ORR analyses favored trastuzumab deruxtecan in the HER2-low group (56.5% vs. 32.2%) and the HER2-ultralow group (61.8% vs. 26.3%).
Safety analyses showed serious side effects occurred among 41% of participants assigned trastuzumab deruxtecan and 31% of those assigned chemotherapy.
OS data remained immature at first interim analysis (HER2-low, HR = 0.83; 95% CI, 0.66-1.05; HER2-ultralow, HR = 0.75; 95% CI, 0.43-1.29).
Forty-nine patients (11.3%) assigned trastuzumab deruxtecan developed interstitial lung disease (ILD), and three died of ILD. One patient assigned chemotherapy developed ILD but survived.
A higher percentage of patients assigned trastuzumab deruxtecan experienced nausea (66% vs. 24%), fatigue (47% vs. 34%), alopecia (45% vs. 19%), neutropenia (38% vs. 28%), increased transaminases (29% vs. 11%), anemia (28% vs. 19%) and vomiting (27% vs. 9%).
Nausea was the most common adverse event that led to dose reductions (4.4%).

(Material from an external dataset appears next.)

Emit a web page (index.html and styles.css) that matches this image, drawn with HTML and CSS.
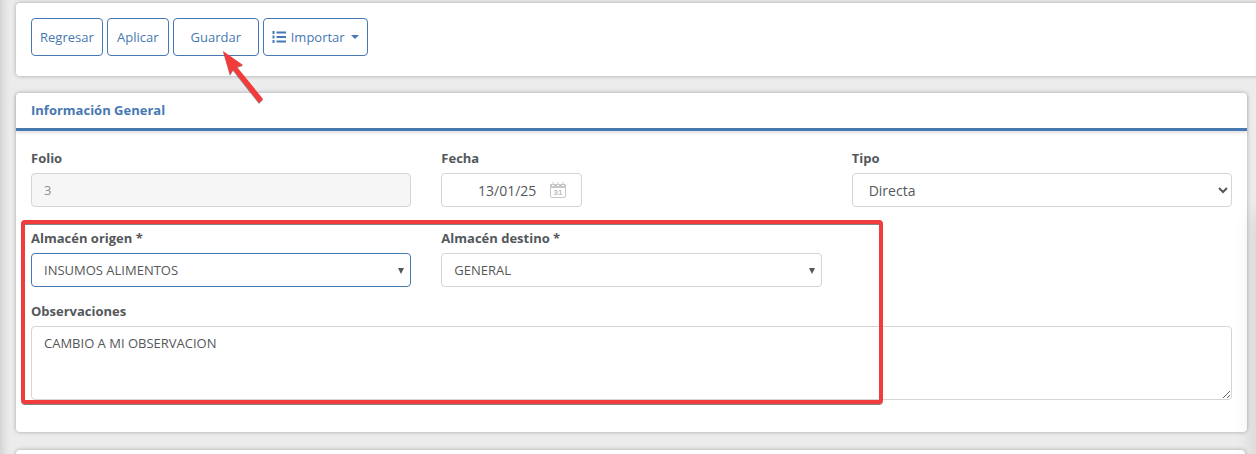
FILE: index.html
```html
<!DOCTYPE html>
<html lang="es">
<head>
    <meta charset="UTF-8">
    <meta name="viewport" content="width=device-width, initial-scale=1.0">
    <title>Traspaso de almacén</title>
    <link rel="stylesheet" href="styles.css">
</head>
<body>
    <div class="page">
        <div class="card toolbar">
            <button type="button" class="btn">Regresar</button>
            <button type="button" class="btn">Aplicar</button>
            <div class="btn-wrap">
                <button type="button" class="btn btn-save">Guardar</button>
                <svg class="arrow" viewBox="0 0 42 54" aria-hidden="true">
                    <path d="M1 1 L21 15 L15 17 L41 49 L37 53 L11 20 L8 25 Z"/>
                </svg>
            </div>
            <button type="button" class="btn">
                <svg class="icon-list" viewBox="0 0 14 12" aria-hidden="true">
                    <path d="M0.5 0h2v3h-2zM0.5 4.5h2v3h-2zM0.5 9h2v3h-2z"/>
                    <path d="M4.5 0.5h9.5v2H4.5zM4.5 5h9.5v2H4.5zM4.5 9.5h9.5v2H4.5z"/>
                </svg>
                Importar
                <span class="caret"></span>
            </button>
        </div>

        <div class="card">
            <h2 class="card-header">Información General</h2>
            <form class="form">
                <div class="row">
                    <div class="field">
                        <label for="folio">Folio</label>
                        <input class="control" type="text" id="folio" value="3" disabled>
                    </div>
                    <div class="field">
                        <label for="fecha">Fecha</label>
                        <div class="date-wrap">
                            <input class="control date" type="text" id="fecha" value="13/01/25">
                            <svg class="icon-calendar" viewBox="0 0 16 16" aria-hidden="true">
                                <path class="cal-head" d="M0 3q0-1 1-1h1v2h2V2h3v2h2V2h3v2h2V2h1q1 0 1 1v3H0z"/>
                                <path class="cal-head" d="M2.5 0h1v3h-1zM7.5 0h1v3h-1zM12.5 0h1v3h-1z"/>
                                <rect class="cal-body" x="0.5" y="2.5" width="15" height="13" rx="1.5"/>
                                <text x="8" y="13">31</text>
                            </svg>
                        </div>
                    </div>
                    <div class="field">
                        <label for="tipo">Tipo</label>
                        <select class="control tipo" id="tipo">
                            <option>Directa</option>
                        </select>
                    </div>
                </div>
                <div class="row row-tight">
                    <div class="field">
                        <label for="origen">Almacén origen *</label>
                        <div class="combo">
                            <select class="control active" id="origen">
                                <option>INSUMOS ALIMENTOS</option>
                            </select>
                        </div>
                    </div>
                    <div class="field">
                        <label for="destino">Almacén destino *</label>
                        <div class="combo">
                            <select class="control" id="destino">
                                <option>GENERAL</option>
                            </select>
                        </div>
                    </div>
                </div>
                <div class="field">
                    <label for="observaciones">Observaciones</label>
                    <textarea class="control" id="observaciones">CAMBIO A MI OBSERVACION</textarea>
                </div>
                <div class="highlight"></div>
            </form>
        </div>

        <div class="card card-next"></div>
        <div class="side-shadow"></div>
    </div>
</body>
</html>
```
FILE: styles.css
```css
* {
    box-sizing: border-box;
}
body {
    margin: 0;
    font-family: "Trebuchet MS", "Open Sans", sans-serif;
    font-size: 13px;
    line-height: 20px;
    color: #54585b;
    background: #ececec;
}
.page {
    position: relative;
    min-height: 100vh;
    max-height: 100vh;
    padding: 3px 9px 0 16px;
    overflow: hidden;
    box-shadow: inset 10px 0 10px -8px rgba(0,0,0,0.15);
}
.card {
    margin-bottom: 17px;
    background: #fff;
    border-radius: 4px;
    box-shadow: 0 0 4px rgba(0,0,0,0.3);
}
.toolbar {
    display: flex;
    gap: 4px;
    margin-right: -16px;
    padding: 15px 15px 20px;
}
.btn {
    display: flex;
    align-items: center;
    justify-content: center;
    min-width: 62px;
    height: 38px;
    padding: 0 8px;
    font: inherit;
    color: #4678b2;
    background: #fff;
    border: 1px solid #4678b2;
    border-radius: 4px;
    cursor: pointer;
}
.btn-wrap {
    position: relative;
}
.btn-save {
    min-width: 86px;
}
.arrow {
    position: absolute;
    z-index: 1;
    left: 49px;
    top: 32px;
    width: 42px;
    height: 54px;
    fill: #f23b3b;
    filter: drop-shadow(0 1px 0 rgba(0,0,0,0.4));
}
.icon-list {
    width: 14px;
    height: 12px;
    margin-right: 5px;
    fill: #4678b2;
}
.caret {
    margin-left: 6px;
    border: 4px solid transparent;
    border-top-color: #4678b2;
    border-bottom: 0;
}
.card-header {
    margin: 0;
    padding: 7px 15px 8px;
    font-size: 13px;
    line-height: 20px;
    font-weight: bold;
    color: #4678b2;
    border-bottom: 3px solid #4678b2;
    box-shadow: 0 2px 3px rgba(0,0,0,0.12);
}
.form {
    position: relative;
    padding: 17px 15px 32px;
}
.row {
    display: grid;
    grid-template-columns: repeat(3, 1fr);
    gap: 30px;
    margin-bottom: 21px;
}
.row-tight {
    margin-bottom: 14px;
}
.field label {
    display: block;
    margin-bottom: 5px;
    font-weight: bold;
}
.control {
    display: block;
    width: 100%;
    height: 34px;
    padding: 6px 12px;
    font: inherit;
    color: #54585b;
    background: #fff;
    border: 1px solid #d5d5d5;
    border-radius: 4px;
}
.control:disabled {
    color: #909090;
    background: #f6f6f6;
}
.control.active {
    border-color: #4678b2;
}
textarea.control {
    height: 74px;
    resize: both;
}
.date-wrap {
    position: relative;
    width: 141px;
}
.date {
    padding-right: 45px;
    font-size: 14px;
    text-align: right;
}
.icon-calendar {
    position: absolute;
    top: 9px;
    right: 16px;
    width: 16px;
    height: 16px;
}
.cal-head {
    fill: #c8c8c8;
}
.cal-body {
    fill: none;
    stroke: #c8c8c8;
}
.icon-calendar text {
    font-family: "Liberation Sans", sans-serif;
    font-size: 8px;
    font-weight: bold;
    text-anchor: middle;
    fill: #c0c0c0;
}
.tipo {
    padding: 6px 0 6px 12px;
    font-size: 14px;
}
.combo {
    position: relative;
}
.combo select {
    appearance: none;
}
.combo::after {
    content: "";
    position: absolute;
    top: 15px;
    right: 7px;
    border: 3px solid transparent;
    border-top: 6px solid #54585b;
    border-bottom: 0;
    pointer-events: none;
}
.highlight {
    position: absolute;
    top: 89px;
    bottom: 28px;
    left: 5px;
    width: 70%;
    border: 4px solid #f23b3b;
    border-radius: 4px;
    box-shadow: 0 1px 0 #858585, inset 0 1px 0 #858585;
    pointer-events: none;
}
.card-next {
    height: 40px;
    margin: 18px 2px 0 0;
}
.side-shadow {
    position: absolute;
    top: 215px;
    bottom: -30px;
    left: 100%;
    width: 20px;
    box-shadow: 0 0 22px rgba(0,0,0,0.14);
}
```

Grade 3 or higher drug-related adverse events occurred among 40.6% of patients assigned trastuzumab deruxtecan and 31.4% of those assigned chemotherapy.
Curigliano and colleagues will follow patients for OS, as well as to evaluate patient-reported outcomes.
They plan further research in hopes of identifying the threshold to determine which patients derive benefit from trastuzumab deruxtecan, Curigliano said during a press conference.